*Exercise*
Repeat the material below word for word and leave out all pictures.

*Dataset section*
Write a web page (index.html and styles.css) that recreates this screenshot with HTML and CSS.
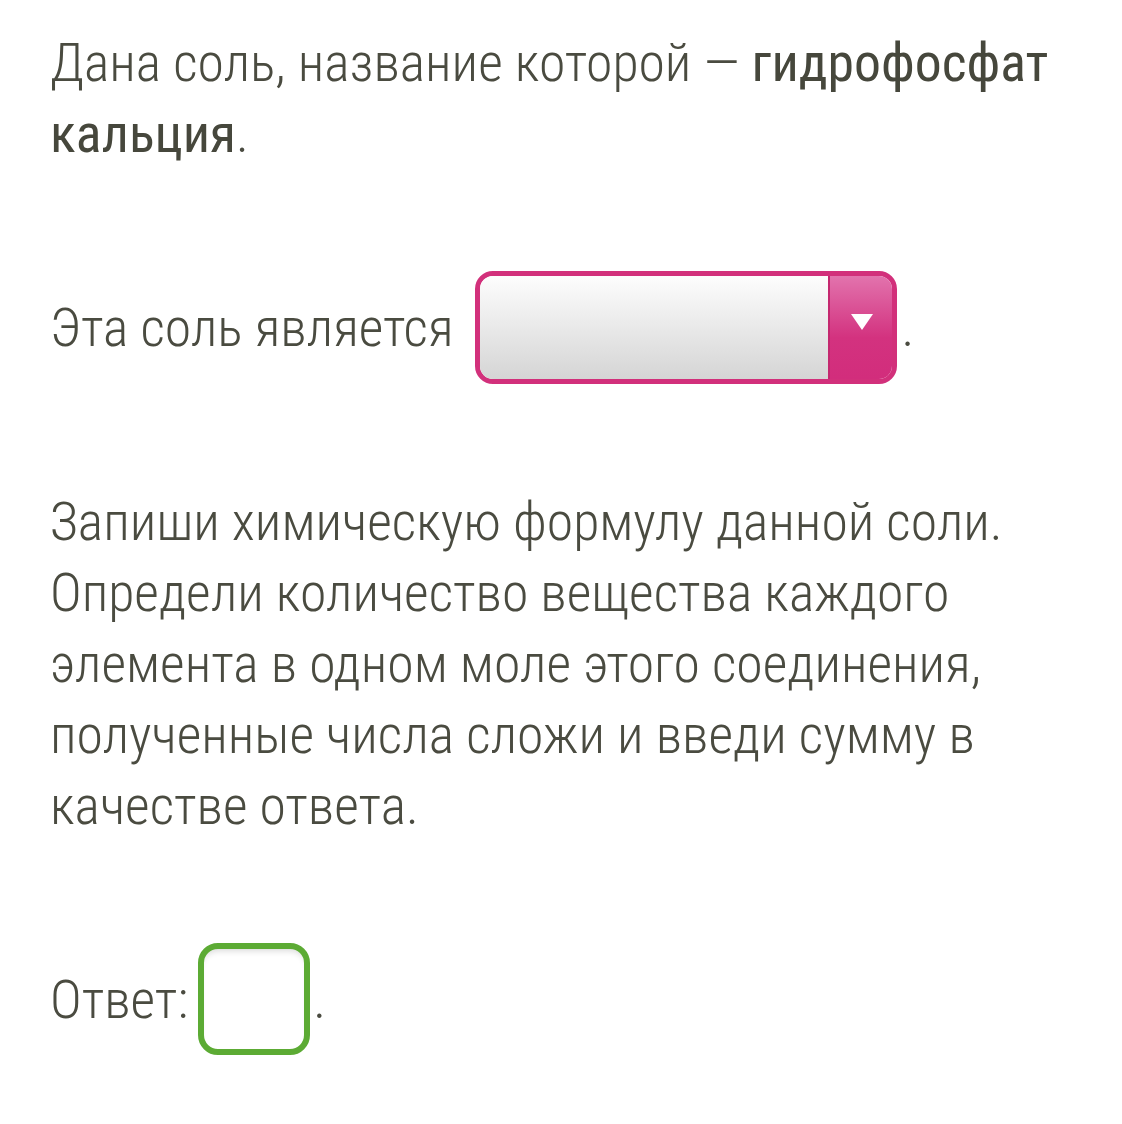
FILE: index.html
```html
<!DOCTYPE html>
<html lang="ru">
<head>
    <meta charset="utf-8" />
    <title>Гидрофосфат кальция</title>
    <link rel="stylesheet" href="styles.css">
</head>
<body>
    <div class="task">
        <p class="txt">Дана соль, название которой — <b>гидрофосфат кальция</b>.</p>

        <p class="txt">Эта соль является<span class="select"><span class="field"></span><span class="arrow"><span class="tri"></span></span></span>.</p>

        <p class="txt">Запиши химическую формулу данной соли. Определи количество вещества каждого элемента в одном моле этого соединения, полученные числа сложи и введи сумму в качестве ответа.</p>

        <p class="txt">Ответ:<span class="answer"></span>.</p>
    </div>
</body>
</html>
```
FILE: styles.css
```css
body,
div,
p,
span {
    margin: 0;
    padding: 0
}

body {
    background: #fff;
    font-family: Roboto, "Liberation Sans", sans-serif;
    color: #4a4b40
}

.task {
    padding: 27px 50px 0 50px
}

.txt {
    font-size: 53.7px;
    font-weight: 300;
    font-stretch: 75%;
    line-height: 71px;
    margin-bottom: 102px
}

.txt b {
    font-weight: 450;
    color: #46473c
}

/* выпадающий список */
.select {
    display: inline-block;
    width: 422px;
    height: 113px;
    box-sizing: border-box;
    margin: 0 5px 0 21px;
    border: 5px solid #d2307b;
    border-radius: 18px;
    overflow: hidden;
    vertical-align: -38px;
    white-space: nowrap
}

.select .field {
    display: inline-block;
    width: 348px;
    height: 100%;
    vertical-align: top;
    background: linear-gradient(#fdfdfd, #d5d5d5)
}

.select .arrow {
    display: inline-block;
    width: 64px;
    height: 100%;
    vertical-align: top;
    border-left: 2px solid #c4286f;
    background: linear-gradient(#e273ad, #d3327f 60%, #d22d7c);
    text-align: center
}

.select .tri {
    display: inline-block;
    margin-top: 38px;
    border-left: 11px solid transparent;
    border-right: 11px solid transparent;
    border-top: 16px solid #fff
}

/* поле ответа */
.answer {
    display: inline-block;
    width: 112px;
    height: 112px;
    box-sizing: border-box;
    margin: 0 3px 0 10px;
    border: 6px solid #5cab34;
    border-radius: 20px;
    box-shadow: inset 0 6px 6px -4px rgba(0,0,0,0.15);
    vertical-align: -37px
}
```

*Expected answer*
Write a web page (index.html and styles.css) that recreates this screenshot with HTML and CSS.
FILE: index.html
```html
<!DOCTYPE html>
<html lang="ru">
<head>
    <meta charset="utf-8" />
    <title>Гидрофосфат кальция</title>
    <link rel="stylesheet" href="styles.css">
</head>
<body>
    <div class="task">
        <p class="txt">Дана соль, название которой — <b>гидрофосфат кальция</b>.</p>

        <p class="txt">Эта соль является<span class="select"><span class="field"></span><span class="arrow"><span class="tri"></span></span></span>.</p>

        <p class="txt">Запиши химическую формулу данной соли. Определи количество вещества каждого элемента в одном моле этого соединения, полученные числа сложи и введи сумму в качестве ответа.</p>

        <p class="txt">Ответ:<span class="answer"></span>.</p>
    </div>
</body>
</html>
```
FILE: styles.css
```css
body,
div,
p,
span {
    margin: 0;
    padding: 0
}

body {
    background: #fff;
    font-family: Roboto, "Liberation Sans", sans-serif;
    color: #4a4b40
}

.task {
    padding: 27px 50px 0 50px
}

.txt {
    font-size: 53.7px;
    font-weight: 300;
    font-stretch: 75%;
    line-height: 71px;
    margin-bottom: 102px
}

.txt b {
    font-weight: 450;
    color: #46473c
}

/* выпадающий список */
.select {
    display: inline-block;
    width: 422px;
    height: 113px;
    box-sizing: border-box;
    margin: 0 5px 0 21px;
    border: 5px solid #d2307b;
    border-radius: 18px;
    overflow: hidden;
    vertical-align: -38px;
    white-space: nowrap
}

.select .field {
    display: inline-block;
    width: 348px;
    height: 100%;
    vertical-align: top;
    background: linear-gradient(#fdfdfd, #d5d5d5)
}

.select .arrow {
    display: inline-block;
    width: 64px;
    height: 100%;
    vertical-align: top;
    border-left: 2px solid #c4286f;
    background: linear-gradient(#e273ad, #d3327f 60%, #d22d7c);
    text-align: center
}

.select .tri {
    display: inline-block;
    margin-top: 38px;
    border-left: 11px solid transparent;
    border-right: 11px solid transparent;
    border-top: 16px solid #fff
}

/* поле ответа */
.answer {
    display: inline-block;
    width: 112px;
    height: 112px;
    box-sizing: border-box;
    margin: 0 3px 0 10px;
    border: 6px solid #5cab34;
    border-radius: 20px;
    box-shadow: inset 0 6px 6px -4px rgba(0,0,0,0.15);
    vertical-align: -37px
}
```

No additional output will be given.